#### [Data excerpts]
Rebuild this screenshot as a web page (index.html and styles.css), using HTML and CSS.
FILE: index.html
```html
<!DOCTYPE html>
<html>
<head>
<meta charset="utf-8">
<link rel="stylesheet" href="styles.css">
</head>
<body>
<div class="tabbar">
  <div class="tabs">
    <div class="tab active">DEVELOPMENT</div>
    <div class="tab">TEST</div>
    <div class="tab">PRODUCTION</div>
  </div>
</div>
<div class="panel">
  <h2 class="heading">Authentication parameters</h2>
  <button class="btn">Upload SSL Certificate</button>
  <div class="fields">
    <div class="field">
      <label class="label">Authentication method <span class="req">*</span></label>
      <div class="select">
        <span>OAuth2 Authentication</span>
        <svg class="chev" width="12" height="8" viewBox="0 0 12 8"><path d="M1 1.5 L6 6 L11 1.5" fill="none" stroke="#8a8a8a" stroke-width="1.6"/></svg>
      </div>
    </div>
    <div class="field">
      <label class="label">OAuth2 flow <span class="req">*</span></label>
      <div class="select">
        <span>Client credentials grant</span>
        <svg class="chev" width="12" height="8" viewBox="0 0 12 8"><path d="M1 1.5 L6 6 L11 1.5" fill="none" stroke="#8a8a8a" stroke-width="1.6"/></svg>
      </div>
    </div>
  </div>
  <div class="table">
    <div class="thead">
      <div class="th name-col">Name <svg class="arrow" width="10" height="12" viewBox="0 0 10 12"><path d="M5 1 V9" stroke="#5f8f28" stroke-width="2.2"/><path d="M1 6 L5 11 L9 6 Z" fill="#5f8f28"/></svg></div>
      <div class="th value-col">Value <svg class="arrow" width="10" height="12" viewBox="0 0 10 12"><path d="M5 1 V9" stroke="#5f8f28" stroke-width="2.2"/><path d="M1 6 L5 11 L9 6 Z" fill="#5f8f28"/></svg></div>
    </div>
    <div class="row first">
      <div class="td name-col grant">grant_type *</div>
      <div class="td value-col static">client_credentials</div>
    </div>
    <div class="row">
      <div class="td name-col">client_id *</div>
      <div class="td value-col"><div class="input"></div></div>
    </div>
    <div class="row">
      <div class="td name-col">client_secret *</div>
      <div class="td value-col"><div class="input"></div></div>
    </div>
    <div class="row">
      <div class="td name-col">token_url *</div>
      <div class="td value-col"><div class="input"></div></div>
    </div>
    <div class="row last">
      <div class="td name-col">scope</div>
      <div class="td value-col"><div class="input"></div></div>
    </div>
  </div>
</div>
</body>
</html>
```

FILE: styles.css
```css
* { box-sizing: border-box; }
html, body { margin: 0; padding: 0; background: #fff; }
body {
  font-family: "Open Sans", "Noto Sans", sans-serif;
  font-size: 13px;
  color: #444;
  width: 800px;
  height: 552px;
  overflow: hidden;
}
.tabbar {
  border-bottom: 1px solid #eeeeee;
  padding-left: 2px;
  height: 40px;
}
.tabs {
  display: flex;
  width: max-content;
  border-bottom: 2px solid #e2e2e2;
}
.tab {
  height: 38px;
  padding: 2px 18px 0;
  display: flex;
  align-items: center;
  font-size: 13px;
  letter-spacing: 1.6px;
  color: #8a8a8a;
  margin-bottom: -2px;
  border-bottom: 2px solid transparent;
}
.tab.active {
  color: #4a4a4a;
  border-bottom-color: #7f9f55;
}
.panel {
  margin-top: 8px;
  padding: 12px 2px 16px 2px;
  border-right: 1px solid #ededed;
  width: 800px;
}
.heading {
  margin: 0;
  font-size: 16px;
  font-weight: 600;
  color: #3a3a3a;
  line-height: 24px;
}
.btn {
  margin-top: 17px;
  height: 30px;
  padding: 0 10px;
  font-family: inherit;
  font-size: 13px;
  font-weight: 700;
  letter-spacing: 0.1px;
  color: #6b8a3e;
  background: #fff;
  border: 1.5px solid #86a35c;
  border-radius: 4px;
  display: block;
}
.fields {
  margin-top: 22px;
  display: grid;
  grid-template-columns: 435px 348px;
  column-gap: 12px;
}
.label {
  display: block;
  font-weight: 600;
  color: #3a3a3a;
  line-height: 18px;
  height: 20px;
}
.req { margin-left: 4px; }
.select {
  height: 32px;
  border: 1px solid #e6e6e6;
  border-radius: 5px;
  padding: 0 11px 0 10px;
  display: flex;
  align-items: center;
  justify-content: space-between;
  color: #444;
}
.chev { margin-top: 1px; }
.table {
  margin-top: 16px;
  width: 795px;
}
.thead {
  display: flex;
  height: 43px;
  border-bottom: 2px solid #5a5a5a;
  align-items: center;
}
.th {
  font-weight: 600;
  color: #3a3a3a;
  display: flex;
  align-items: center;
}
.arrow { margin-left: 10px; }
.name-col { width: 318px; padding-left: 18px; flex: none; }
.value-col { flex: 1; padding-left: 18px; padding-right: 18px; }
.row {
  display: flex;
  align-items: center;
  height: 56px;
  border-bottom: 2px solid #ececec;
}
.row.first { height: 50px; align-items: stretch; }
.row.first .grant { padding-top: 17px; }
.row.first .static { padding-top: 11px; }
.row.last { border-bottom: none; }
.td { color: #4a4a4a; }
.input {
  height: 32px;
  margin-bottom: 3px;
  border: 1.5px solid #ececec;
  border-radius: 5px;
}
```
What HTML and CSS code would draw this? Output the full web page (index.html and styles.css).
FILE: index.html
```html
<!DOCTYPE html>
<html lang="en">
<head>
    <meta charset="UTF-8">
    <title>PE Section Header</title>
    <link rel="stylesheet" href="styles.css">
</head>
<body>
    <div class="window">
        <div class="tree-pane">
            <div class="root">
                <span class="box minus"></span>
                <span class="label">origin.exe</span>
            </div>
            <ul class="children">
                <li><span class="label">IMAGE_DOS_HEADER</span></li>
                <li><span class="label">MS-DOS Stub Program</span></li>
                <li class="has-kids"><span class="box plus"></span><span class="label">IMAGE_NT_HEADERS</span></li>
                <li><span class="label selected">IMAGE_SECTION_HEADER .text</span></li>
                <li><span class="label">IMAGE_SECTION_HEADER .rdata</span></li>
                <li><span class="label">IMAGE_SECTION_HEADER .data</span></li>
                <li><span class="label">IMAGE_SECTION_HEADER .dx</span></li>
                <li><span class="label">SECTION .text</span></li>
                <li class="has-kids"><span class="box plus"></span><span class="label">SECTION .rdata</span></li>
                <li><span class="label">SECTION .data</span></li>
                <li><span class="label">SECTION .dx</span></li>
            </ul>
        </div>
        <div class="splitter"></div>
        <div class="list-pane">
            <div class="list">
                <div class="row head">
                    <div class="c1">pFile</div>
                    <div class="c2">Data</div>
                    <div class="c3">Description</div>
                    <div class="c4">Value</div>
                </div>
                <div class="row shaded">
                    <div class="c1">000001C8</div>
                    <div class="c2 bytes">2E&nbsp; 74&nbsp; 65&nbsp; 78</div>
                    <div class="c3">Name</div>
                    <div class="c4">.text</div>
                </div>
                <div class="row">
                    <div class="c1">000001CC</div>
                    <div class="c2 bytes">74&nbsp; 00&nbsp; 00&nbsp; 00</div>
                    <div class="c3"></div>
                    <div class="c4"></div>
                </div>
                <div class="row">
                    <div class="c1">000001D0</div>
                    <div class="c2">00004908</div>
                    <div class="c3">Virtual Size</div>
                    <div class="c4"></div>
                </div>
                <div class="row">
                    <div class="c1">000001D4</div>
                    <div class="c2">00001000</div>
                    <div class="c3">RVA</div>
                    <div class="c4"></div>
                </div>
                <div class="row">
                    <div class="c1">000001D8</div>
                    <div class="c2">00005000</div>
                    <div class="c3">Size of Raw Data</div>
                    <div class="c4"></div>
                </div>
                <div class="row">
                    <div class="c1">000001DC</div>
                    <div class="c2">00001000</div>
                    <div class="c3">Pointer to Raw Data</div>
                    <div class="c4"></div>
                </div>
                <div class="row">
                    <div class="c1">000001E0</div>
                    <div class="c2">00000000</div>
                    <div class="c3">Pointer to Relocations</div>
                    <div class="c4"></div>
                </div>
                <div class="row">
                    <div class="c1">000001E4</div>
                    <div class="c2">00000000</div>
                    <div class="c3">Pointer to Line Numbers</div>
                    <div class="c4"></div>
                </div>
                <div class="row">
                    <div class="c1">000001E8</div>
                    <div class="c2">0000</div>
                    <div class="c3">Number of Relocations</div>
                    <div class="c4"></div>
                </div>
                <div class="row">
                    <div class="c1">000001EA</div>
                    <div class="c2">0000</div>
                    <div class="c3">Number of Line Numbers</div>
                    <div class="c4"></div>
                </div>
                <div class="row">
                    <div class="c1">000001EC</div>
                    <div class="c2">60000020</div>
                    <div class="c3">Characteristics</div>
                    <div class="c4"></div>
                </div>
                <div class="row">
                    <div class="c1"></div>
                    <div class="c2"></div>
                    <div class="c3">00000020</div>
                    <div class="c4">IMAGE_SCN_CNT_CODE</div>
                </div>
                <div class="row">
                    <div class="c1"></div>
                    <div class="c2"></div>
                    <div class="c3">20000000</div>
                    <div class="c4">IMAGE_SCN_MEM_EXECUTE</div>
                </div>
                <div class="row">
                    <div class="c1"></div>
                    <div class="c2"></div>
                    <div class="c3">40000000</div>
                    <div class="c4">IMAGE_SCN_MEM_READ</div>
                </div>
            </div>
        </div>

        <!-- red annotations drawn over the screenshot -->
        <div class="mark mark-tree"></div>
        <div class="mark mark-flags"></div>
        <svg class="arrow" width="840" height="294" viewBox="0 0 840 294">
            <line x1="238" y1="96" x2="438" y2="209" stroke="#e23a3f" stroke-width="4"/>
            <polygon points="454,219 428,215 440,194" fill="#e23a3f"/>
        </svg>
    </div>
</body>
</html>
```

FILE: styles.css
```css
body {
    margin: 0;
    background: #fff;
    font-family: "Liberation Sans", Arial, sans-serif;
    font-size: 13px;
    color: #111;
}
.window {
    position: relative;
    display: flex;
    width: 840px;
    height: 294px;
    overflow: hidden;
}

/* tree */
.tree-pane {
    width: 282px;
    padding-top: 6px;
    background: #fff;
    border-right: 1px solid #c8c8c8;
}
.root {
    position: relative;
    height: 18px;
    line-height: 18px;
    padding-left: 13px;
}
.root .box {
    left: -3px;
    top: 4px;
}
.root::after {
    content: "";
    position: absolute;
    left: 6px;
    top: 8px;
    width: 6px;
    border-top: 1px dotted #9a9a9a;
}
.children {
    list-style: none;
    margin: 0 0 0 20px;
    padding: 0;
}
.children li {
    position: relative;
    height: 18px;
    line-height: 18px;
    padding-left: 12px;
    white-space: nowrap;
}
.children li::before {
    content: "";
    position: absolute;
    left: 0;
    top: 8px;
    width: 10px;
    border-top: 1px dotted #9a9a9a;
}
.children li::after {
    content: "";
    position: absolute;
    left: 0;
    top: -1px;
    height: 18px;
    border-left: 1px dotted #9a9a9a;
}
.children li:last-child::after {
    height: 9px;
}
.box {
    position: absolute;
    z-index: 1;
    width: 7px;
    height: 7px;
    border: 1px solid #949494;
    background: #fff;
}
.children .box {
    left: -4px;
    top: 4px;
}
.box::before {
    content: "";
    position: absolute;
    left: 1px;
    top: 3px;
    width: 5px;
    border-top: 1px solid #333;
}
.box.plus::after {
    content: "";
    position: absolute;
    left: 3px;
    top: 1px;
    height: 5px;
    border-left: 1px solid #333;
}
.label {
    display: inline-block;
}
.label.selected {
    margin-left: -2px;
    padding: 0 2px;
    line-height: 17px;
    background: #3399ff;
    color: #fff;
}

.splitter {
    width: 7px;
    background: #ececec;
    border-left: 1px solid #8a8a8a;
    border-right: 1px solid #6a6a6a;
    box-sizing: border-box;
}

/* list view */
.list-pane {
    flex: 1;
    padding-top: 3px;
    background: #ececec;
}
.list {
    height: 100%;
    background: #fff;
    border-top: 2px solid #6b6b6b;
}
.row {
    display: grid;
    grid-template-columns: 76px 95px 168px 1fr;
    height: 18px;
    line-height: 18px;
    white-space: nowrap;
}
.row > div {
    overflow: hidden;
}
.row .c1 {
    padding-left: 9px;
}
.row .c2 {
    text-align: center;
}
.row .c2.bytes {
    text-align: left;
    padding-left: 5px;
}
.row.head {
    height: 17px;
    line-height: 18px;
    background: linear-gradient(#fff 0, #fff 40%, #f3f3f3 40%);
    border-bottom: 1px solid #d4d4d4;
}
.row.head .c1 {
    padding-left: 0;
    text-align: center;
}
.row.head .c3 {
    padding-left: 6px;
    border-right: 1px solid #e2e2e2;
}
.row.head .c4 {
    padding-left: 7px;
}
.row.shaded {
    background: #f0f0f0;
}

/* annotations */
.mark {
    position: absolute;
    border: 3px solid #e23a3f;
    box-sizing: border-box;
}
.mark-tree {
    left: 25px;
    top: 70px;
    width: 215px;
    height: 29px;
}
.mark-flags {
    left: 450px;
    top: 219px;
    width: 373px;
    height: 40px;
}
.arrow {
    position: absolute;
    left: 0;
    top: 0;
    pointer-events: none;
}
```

#### [Description of the task]
What is the number of lines that hold the string "page"? Give it alone.

#### [Solution to the exercise]
2